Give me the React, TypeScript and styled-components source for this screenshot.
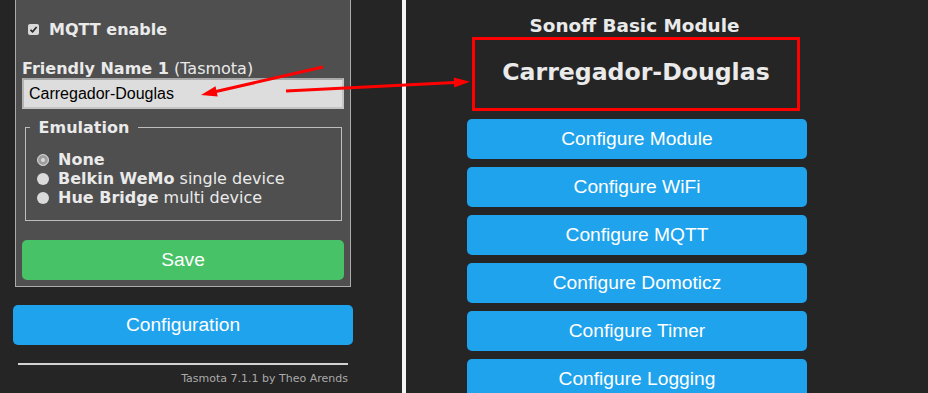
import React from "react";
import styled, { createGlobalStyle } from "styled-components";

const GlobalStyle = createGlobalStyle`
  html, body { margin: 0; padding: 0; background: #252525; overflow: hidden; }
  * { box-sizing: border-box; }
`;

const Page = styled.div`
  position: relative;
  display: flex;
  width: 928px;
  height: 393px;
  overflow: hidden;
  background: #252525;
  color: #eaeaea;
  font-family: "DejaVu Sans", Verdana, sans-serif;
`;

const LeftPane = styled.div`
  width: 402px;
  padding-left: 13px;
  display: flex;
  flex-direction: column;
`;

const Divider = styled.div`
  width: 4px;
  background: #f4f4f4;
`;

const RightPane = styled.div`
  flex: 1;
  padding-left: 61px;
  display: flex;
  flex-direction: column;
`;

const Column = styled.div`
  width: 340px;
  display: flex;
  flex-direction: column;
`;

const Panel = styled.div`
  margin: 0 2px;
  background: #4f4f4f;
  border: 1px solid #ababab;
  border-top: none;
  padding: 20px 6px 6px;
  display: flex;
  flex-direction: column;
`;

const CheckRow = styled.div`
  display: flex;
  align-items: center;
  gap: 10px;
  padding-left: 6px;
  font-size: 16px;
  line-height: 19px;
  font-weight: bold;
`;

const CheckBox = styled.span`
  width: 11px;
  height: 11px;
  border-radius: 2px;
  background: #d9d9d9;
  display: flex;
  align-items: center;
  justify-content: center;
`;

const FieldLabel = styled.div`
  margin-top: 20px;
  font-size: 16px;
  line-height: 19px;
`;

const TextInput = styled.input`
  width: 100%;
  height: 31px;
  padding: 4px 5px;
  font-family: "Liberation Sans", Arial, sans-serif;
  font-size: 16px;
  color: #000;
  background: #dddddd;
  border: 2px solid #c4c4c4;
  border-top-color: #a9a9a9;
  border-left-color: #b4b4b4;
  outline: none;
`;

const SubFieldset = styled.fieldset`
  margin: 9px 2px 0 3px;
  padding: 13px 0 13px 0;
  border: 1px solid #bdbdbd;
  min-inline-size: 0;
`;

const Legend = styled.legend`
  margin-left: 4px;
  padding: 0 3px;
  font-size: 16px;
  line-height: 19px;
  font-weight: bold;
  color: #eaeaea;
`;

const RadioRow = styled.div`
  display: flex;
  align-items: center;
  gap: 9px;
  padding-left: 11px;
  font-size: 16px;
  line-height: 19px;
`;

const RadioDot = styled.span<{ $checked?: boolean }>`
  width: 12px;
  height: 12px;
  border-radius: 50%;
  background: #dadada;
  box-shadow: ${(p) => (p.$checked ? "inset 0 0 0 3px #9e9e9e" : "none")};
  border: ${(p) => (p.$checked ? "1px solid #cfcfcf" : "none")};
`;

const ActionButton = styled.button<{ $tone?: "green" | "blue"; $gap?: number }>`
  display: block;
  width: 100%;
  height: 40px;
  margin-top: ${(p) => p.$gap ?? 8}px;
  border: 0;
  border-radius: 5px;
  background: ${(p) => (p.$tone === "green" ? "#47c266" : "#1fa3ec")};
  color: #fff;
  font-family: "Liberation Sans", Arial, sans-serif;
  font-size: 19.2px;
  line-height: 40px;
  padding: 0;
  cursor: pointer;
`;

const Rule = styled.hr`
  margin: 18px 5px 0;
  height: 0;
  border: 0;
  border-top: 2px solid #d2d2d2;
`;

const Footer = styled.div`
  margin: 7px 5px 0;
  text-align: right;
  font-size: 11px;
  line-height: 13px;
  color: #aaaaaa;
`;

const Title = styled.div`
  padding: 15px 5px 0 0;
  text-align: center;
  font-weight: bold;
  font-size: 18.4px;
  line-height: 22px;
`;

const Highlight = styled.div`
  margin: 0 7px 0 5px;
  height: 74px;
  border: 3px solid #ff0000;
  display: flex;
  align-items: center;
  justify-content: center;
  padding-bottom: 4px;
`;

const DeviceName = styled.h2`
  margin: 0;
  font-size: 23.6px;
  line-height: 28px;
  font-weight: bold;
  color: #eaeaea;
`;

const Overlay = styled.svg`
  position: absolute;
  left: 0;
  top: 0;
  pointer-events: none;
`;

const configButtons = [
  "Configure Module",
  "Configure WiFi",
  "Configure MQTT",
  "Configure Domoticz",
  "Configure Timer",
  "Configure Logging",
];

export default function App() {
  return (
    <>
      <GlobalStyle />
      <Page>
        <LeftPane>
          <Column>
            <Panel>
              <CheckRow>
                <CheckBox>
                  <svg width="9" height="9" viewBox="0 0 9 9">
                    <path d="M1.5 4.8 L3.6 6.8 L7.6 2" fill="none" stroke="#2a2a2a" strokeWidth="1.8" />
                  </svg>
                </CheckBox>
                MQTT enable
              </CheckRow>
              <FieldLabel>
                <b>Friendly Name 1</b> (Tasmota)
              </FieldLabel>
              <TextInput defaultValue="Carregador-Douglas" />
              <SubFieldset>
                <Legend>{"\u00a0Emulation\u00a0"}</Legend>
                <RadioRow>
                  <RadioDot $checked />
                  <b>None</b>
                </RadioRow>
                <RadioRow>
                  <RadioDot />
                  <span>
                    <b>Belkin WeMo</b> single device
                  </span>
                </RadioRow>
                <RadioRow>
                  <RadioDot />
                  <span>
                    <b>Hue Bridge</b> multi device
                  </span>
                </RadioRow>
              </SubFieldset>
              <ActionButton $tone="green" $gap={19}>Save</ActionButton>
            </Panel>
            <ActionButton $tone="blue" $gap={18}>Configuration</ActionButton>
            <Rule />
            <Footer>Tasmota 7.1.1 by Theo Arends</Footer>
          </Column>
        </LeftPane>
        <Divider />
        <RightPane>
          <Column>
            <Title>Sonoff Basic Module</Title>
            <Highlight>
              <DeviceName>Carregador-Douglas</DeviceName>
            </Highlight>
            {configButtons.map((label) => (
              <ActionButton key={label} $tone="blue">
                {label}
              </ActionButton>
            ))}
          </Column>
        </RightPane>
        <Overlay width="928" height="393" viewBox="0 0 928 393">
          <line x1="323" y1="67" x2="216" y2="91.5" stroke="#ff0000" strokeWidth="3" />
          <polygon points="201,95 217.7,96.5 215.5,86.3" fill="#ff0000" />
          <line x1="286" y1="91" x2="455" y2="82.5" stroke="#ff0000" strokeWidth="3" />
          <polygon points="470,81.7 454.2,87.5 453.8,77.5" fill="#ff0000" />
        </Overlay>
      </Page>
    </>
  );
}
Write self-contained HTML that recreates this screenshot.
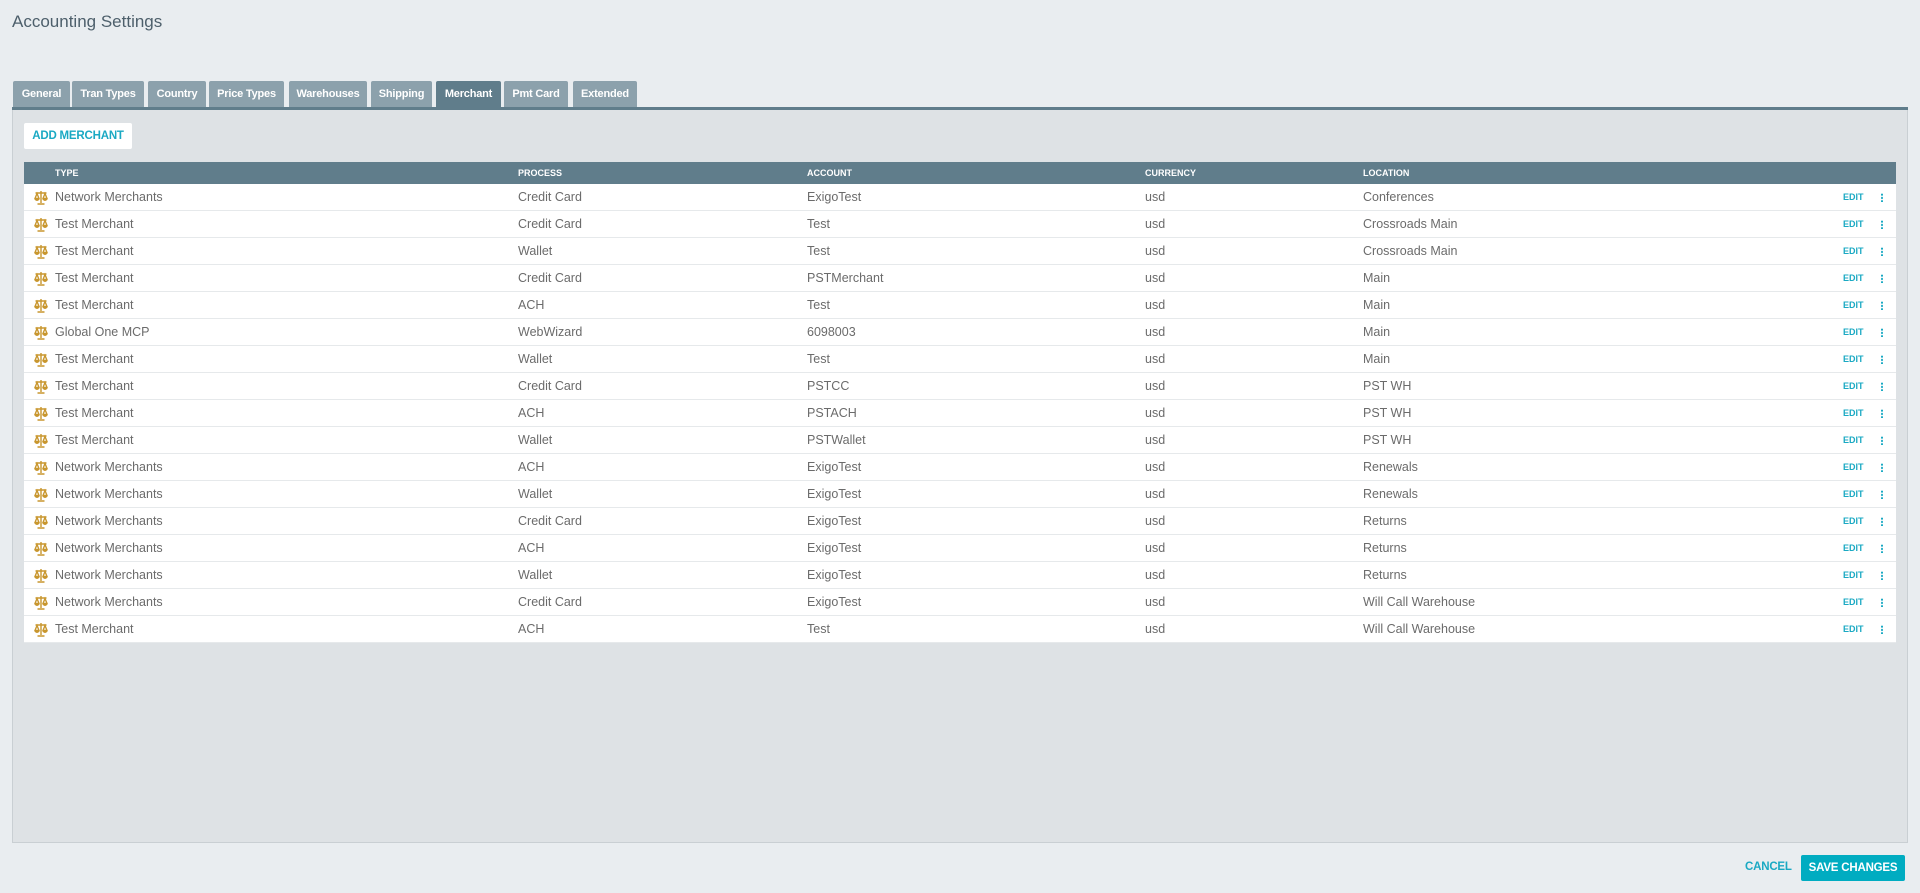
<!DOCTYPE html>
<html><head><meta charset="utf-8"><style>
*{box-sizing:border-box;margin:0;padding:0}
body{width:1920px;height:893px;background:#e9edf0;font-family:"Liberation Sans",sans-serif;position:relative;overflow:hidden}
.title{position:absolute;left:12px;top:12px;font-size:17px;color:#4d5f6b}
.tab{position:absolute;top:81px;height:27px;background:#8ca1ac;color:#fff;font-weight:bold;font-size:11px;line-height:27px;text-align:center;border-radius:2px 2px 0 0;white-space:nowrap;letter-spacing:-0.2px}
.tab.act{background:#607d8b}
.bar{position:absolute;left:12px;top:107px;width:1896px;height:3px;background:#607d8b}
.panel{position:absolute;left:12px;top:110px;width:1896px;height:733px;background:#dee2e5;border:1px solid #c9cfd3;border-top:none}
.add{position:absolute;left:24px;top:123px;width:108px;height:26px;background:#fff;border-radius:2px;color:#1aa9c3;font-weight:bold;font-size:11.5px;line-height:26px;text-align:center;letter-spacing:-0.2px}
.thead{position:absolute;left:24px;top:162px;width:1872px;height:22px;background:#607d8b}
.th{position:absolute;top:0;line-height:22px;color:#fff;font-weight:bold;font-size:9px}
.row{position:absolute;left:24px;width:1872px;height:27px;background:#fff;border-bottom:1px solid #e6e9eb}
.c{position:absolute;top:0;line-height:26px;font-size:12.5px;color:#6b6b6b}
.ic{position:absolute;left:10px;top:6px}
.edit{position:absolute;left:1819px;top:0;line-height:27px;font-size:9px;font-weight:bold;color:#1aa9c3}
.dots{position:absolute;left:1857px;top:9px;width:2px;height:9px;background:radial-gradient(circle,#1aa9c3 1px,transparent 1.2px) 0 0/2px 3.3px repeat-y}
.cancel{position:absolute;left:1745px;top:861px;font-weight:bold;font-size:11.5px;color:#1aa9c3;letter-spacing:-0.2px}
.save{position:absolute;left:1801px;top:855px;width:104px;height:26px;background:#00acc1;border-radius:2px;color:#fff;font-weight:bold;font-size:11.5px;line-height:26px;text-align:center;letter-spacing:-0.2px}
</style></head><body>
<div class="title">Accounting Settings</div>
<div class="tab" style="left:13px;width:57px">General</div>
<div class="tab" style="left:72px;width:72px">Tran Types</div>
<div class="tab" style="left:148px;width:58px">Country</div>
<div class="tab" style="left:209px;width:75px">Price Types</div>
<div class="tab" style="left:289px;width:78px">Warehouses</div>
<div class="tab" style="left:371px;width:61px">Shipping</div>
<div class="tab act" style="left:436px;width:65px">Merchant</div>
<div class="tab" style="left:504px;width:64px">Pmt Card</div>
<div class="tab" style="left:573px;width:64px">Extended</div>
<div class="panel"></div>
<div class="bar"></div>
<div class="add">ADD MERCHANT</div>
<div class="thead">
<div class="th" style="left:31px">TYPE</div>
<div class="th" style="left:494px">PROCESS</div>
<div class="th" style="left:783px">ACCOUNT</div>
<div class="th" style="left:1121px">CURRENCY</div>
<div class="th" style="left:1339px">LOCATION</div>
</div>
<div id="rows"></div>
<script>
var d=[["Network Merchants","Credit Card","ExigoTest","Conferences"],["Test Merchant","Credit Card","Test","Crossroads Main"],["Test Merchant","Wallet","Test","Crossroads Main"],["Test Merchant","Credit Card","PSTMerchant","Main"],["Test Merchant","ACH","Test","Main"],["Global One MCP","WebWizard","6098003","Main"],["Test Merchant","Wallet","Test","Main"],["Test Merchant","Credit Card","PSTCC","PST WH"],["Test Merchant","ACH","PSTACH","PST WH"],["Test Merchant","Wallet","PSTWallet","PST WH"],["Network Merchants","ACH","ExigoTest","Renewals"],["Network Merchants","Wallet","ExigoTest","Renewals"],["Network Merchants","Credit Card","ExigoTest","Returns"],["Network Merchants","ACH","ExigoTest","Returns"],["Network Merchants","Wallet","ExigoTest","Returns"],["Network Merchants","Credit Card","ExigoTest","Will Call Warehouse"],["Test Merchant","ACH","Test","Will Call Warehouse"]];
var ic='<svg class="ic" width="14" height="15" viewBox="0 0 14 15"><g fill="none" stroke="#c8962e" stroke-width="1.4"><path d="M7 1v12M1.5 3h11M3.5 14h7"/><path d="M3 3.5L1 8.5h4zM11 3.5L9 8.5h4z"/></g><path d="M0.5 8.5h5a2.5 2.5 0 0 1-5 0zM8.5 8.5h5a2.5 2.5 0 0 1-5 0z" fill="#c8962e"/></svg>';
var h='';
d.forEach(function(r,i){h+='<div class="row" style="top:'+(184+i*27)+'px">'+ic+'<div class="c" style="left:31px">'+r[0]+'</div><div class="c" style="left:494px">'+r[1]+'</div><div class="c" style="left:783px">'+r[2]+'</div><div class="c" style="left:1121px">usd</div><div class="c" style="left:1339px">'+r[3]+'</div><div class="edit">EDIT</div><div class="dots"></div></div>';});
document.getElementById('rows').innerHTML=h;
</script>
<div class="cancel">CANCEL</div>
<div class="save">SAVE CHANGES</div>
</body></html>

----------------------------------------

WORK TO DO
Find the word "components" and list each line it appears in.

RESULT
Give me the React, TypeScript and styled-components source for this screenshot.
import styled, { createGlobalStyle } from "styled-components";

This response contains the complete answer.